Back in November 2015, Joe's Crab Shack announced it was going to be testing out a no-tipping model at 18 select locations. Barely six months in, Joe's appears to be cutting that experiment short, dropping the number of stores participating in the program to FOUR. Reportedly, both diners and employees were unhappy with the change.
They're also not the only ones. New York restaurateur Gabe Stulman decided to go to a non-tipping model at the start of 2016 at his restaurant Fedora. He, too, has announced he's cutting the venture short -- not because of employee issues (he claims he hasn't lost a single staffer), but because customers weren't buying as much food.
There are a lot of factors at play here. The first (and this largely only applies to customers unhappy with no-tipping models, rather than employees) is an inborn human resistance to change in all its forms -- people are used to doing things a certain way, so the immediate reaction of a lot of people is going to be to shout "NO!" like a child who doesn't want a new blanket, they want the blanket they "accidentally" covered in peanut butter and set on fire. So that's part of the issue.
The other part is that maybe outright BANNING tips was a stupid move to begin with. Not because servers shouldn't make a living hourly wage; they absolutely should. But there's a middle ground between the current exploitative system and an outright tipping ban . It's almost as if there are other potential solutions to the issue some of us have been shouting about for literally years!

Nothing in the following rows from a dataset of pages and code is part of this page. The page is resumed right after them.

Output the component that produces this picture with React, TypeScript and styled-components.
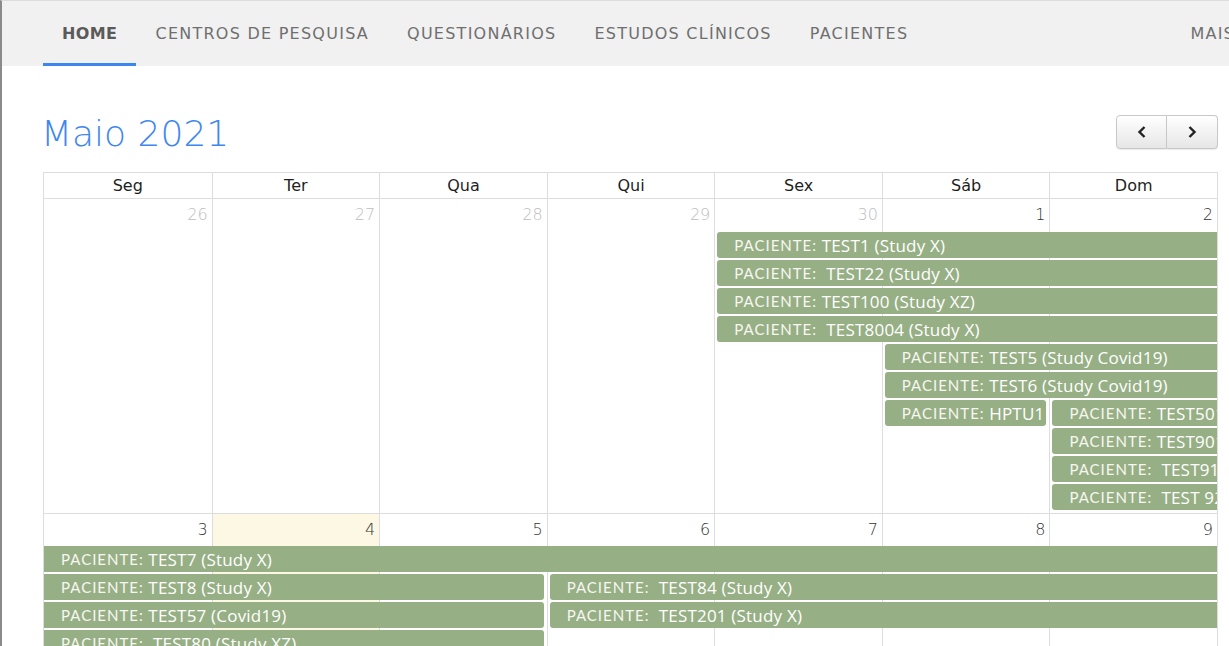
import React from "react";
import styled, { createGlobalStyle } from "styled-components";

const Global = createGlobalStyle`
  html, body { margin: 0; padding: 0; background: #fff; }
  body { font-family: "Noto Sans", sans-serif; overflow: hidden; }
`;

const Page = styled.div`
  border-left: 2px solid #8a8a8a;
  border-top: 1px solid #dcdcdc;
  min-height: 646px;
  box-sizing: border-box;
  overflow: hidden;
`;

const Nav = styled.nav`
  height: 65px;
  background: #f1f1f1;
  display: flex;
  align-items: stretch;
  padding-left: 41px;
`;

const NavItem = styled.a<{ $active?: boolean; $right?: boolean }>`
  display: flex;
  align-items: center;
  padding: 3px 19px 0;
  box-sizing: border-box;
  border-bottom: 3px solid ${(p) => (p.$active ? "#3b86f0" : "transparent")};
  margin-left: ${(p) => (p.$right ? "auto" : "0")};
  margin-right: ${(p) => (p.$right ? "-25px" : "0")};
  font-family: "DejaVu Sans", sans-serif;
  font-size: 16px;
  letter-spacing: ${(p) => (p.$active ? "0.4px" : "1.25px")};
  font-weight: ${(p) => (p.$active ? 600 : 400)};
  color: ${(p) => (p.$active ? "#5a5a5a" : "#6f6f6f")};
  white-space: nowrap;
  text-transform: uppercase;
`;

const Main = styled.main`
  padding: 50px 11px 0 41px;
`;

const Toolbar = styled.div`
  display: flex;
  align-items: center;
  justify-content: space-between;
  height: 36px;
  margin: -2px 0 22px;
`;

const Title = styled.h2`
  margin: 0 0 0 -2px;
  font-family: "DejaVu Sans", sans-serif;
  font-weight: 300;
  font-size: 36px;
  color: #3f87f0;
  line-height: 36px;
  position: relative;
  top: 2px;
`;

const BtnGroup = styled.div`
  display: flex;
`;

const NavBtn = styled.button<{ $pos: "left" | "right" }>`
  width: 51px;
  height: 34px;
  display: flex;
  align-items: center;
  justify-content: center;
  background: linear-gradient(#ffffff, #e6e6e6);
  border: 1px solid #c8c8c8;
  border-left-width: ${(p) => (p.$pos === "right" ? "0" : "1px")};
  border-radius: ${(p) => (p.$pos === "left" ? "4px 0 0 4px" : "0 4px 4px 0")};
  box-shadow: 0 1px 1px rgba(0,0,0,0.08);
  padding: 0;
  color: #222;
`;

const Table = styled.div`
  border: 1px solid #dddddd;
  border-bottom: none;
  width: 1175px;
  box-sizing: border-box;
`;

const HeadRow = styled.div`
  display: grid;
  grid-template-columns: repeat(7, 1fr);
  height: 25px;
  border-bottom: 1px solid #dddddd;
`;

const HeadCell = styled.div<{ $first?: boolean }>`
  border-left: ${(p) => (p.$first ? "none" : "1px solid #dddddd")};
  text-align: center;
  font-family: "DejaVu Sans", sans-serif;
  font-size: 16px;
  line-height: 26px;
  color: #1e1e1e;
`;

const Week = styled.div<{ $rows: number; $top: number }>`
  display: grid;
  grid-template-columns: repeat(7, 1fr);
  grid-template-rows: ${(p) => p.$top}px repeat(${(p) => p.$rows}, 28px) 1px;
  border-bottom: 1px solid #dddddd;
`;

const DayBg = styled.div<{ $col: number; $today?: boolean }>`
  grid-row: 1 / -1;
  grid-column: ${(p) => p.$col + 1};
  border-left: ${(p) => (p.$col === 0 ? "none" : "1px solid #dddddd")};
  background: ${(p) => (p.$today ? "#fcf8e3" : "transparent")};
`;

const DayNum = styled.div<{ $col: number; $other?: boolean }>`
  grid-row: 1;
  grid-column: ${(p) => p.$col + 1};
  text-align: right;
  padding: 6px 4px 0 0;
  font-family: "DejaVu Sans", sans-serif;
  font-size: 16px;
  font-weight: 300;
  color: ${(p) => (p.$other ? "#bdbdbd" : "#333")};
  z-index: 1;
`;

const Event = styled.div<{ $start: number; $end: number; $row: number; $contStart?: boolean; $contEnd?: boolean }>`
  grid-column: ${(p) => p.$start + 1} / ${(p) => p.$end + 2};
  grid-row: ${(p) => p.$row + 2};
  align-self: start;
  z-index: 2;
  height: 26px;
  margin-left: ${(p) => (p.$contStart ? "0" : "3px")};
  margin-right: ${(p) => (p.$contEnd ? "0" : "3px")};
  border-radius: ${(p) => `${p.$contStart ? 0 : 3}px ${p.$contEnd ? 0 : 3}px ${p.$contEnd ? 0 : 3}px ${p.$contStart ? 0 : 3}px`};
  background: #97af85;
  color: #fff;
  padding-left: 17px;
  white-space: pre;
  overflow: hidden;
  display: flex;
  align-items: center;
  min-width: 0;
`;

const Label = styled.span`
  font-family: "Lato", sans-serif;
  font-size: 15px;
  letter-spacing: 1px;
  color: #f7f7f2;
`;

const Name = styled.span`
  font-family: "Open Sans", sans-serif;
  font-size: 17px;
  letter-spacing: 0.2px;
  color: #ffffff;
`;

type Ev = { name: string; s: number; e: number; r: number; cs?: boolean; ce?: boolean };

const week1Days = [
  { n: 26, o: true },
  { n: 27, o: true },
  { n: 28, o: true },
  { n: 29, o: true },
  { n: 30, o: true },
  { n: 1 },
  { n: 2 },
];
const week2Days = [{ n: 3 }, { n: 4, t: true }, { n: 5 }, { n: 6 }, { n: 7 }, { n: 8 }, { n: 9 }];

const week1Events: Ev[] = [
  { name: " TEST1 (Study X)", s: 4, e: 6, r: 0, ce: true },
  { name: "  TEST22 (Study X)", s: 4, e: 6, r: 1, ce: true },
  { name: " TEST100 (Study XZ)", s: 4, e: 6, r: 2, ce: true },
  { name: "  TEST8004 (Study X)", s: 4, e: 6, r: 3, ce: true },
  { name: " TEST5 (Study Covid19)", s: 5, e: 6, r: 4, ce: true },
  { name: " TEST6 (Study Covid19)", s: 5, e: 6, r: 5, ce: true },
  { name: " HPTU1 (Study X)", s: 5, e: 5, r: 6 },
  { name: " TEST501 (Study X)", s: 6, e: 6, r: 6, ce: true },
  { name: " TEST901 (Study X)", s: 6, e: 6, r: 7, ce: true },
  { name: "  TEST912 (Study X)", s: 6, e: 6, r: 8, ce: true },
  { name: "  TEST 92 (Study X)", s: 6, e: 6, r: 9, ce: true },
];

const week2Events: Ev[] = [
  { name: " TEST7 (Study X)", s: 0, e: 6, r: 0, cs: true, ce: true },
  { name: " TEST8 (Study X)", s: 0, e: 2, r: 1, cs: true },
  { name: "  TEST84 (Study X)", s: 3, e: 6, r: 1, ce: true },
  { name: " TEST57 (Covid19)", s: 0, e: 2, r: 2, cs: true },
  { name: "  TEST201 (Study X)", s: 3, e: 6, r: 2, ce: true },
  { name: "  TEST80 (Study XZ)", s: 0, e: 2, r: 3, cs: true },
];

const heads = ["Seg", "Ter", "Qua", "Qui", "Sex", "Sáb", "Dom"];

const Chevron = ({ dir }: { dir: "left" | "right" }) => (
  <svg width="14" height="14" viewBox="0 0 14 14">
    <path
      d={dir === "left" ? "M9.5 2 L4.5 7 L9.5 12" : "M4.5 2 L9.5 7 L4.5 12"}
      fill="none"
      stroke="#222"
      strokeWidth="2.4"
      strokeLinecap="butt"
      strokeLinejoin="miter"
    />
  </svg>
);

function WeekRow({ days, events, rows, top }: { days: { n: number; o?: boolean; t?: boolean }[]; events: Ev[]; rows: number; top: number }) {
  return (
    <Week $rows={rows} $top={top}>
      {days.map((d, i) => (
        <DayBg key={"bg" + i} $col={i} $today={d.t} />
      ))}
      {days.map((d, i) => (
        <DayNum key={"n" + i} $col={i} $other={d.o}>
          {d.n}
        </DayNum>
      ))}
      {events.map((ev, i) => (
        <Event key={i} $start={ev.s} $end={ev.e} $row={ev.r} $contStart={ev.cs} $contEnd={ev.ce}>
          <Label>PACIENTE:</Label>
          <Name>{ev.name}</Name>
        </Event>
      ))}
    </Week>
  );
}

export default function App() {
  return (
    <Page>
      <Global />
      <Nav>
        <NavItem $active>Home</NavItem>
        <NavItem>Centros de Pesquisa</NavItem>
        <NavItem>Questionários</NavItem>
        <NavItem>Estudos Clínicos</NavItem>
        <NavItem>Pacientes</NavItem>
        <NavItem $right>Mais</NavItem>
      </Nav>
      <Main>
        <Toolbar>
          <Title>Maio 2021</Title>
          <BtnGroup>
            <NavBtn $pos="left">
              <Chevron dir="left" />
            </NavBtn>
            <NavBtn $pos="right">
              <Chevron dir="right" />
            </NavBtn>
          </BtnGroup>
        </Toolbar>
        <Table>
          <HeadRow>
            {heads.map((h, i) => (
              <HeadCell key={h} $first={i === 0}>
                {h}
              </HeadCell>
            ))}
          </HeadRow>
          <WeekRow days={week1Days} events={week1Events} rows={10} top={33} />
          <WeekRow days={week2Days} events={week2Events} rows={4} top={32} />
        </Table>
      </Main>
    </Page>
  );
}
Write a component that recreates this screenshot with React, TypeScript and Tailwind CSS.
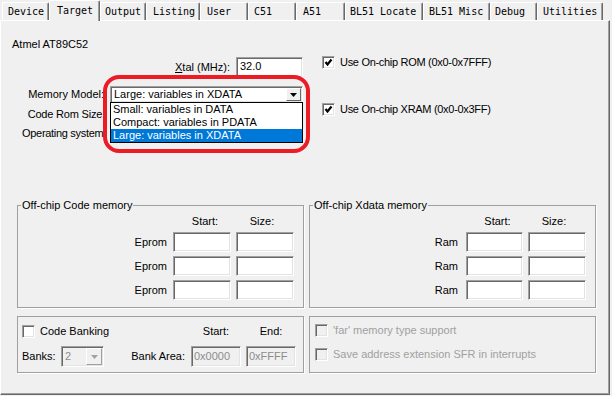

Paying servers a decent wage and lowering expectations of tip percentage works pretty well in a lot of other countries; why, exactly, couldn't it work here? Does tape not work when you apply it to signs that say "tipping is appreciated but not required?" And don't feed us some garbage about how restaurants couldn't survive if they had to pay servers a living wage -- there are seven states (states which run the economic and population density gamut from California to Montana) where there is no tip credit through which restaurants are legally allowed to pay servers $2.13/hour, and restaurants in those states do just fine. And despite the bullshit you may have heard, Seattle's $15 minimum wage is NOT forcing restaurants to close. Besides which, any business that stakes its survival on paying employees less than a living wage doesn't deserve to survive.
The worry here is that restaurants will see that the system we didn't think would work didn't work , and will decide there can't possibly be a solution to the problem. But just because the binary "ALL THE TIPS OR NONE OF THEM" idea was stupid doesn't mean there's nothing to be done.
Surprise! Banning Tipping Doesn't Work. Could There Be Another Solution Entirely?
Bookend: in the meantime, if you can't afford to leave a decent tip, you can't afford to eat there. That seems to be a common rationalization.
It's the disastrous human recipe of irrationality mixed with resistance to change. The reaction of WV voters to the dreaded specter of clean energy is the most recent high-profile example.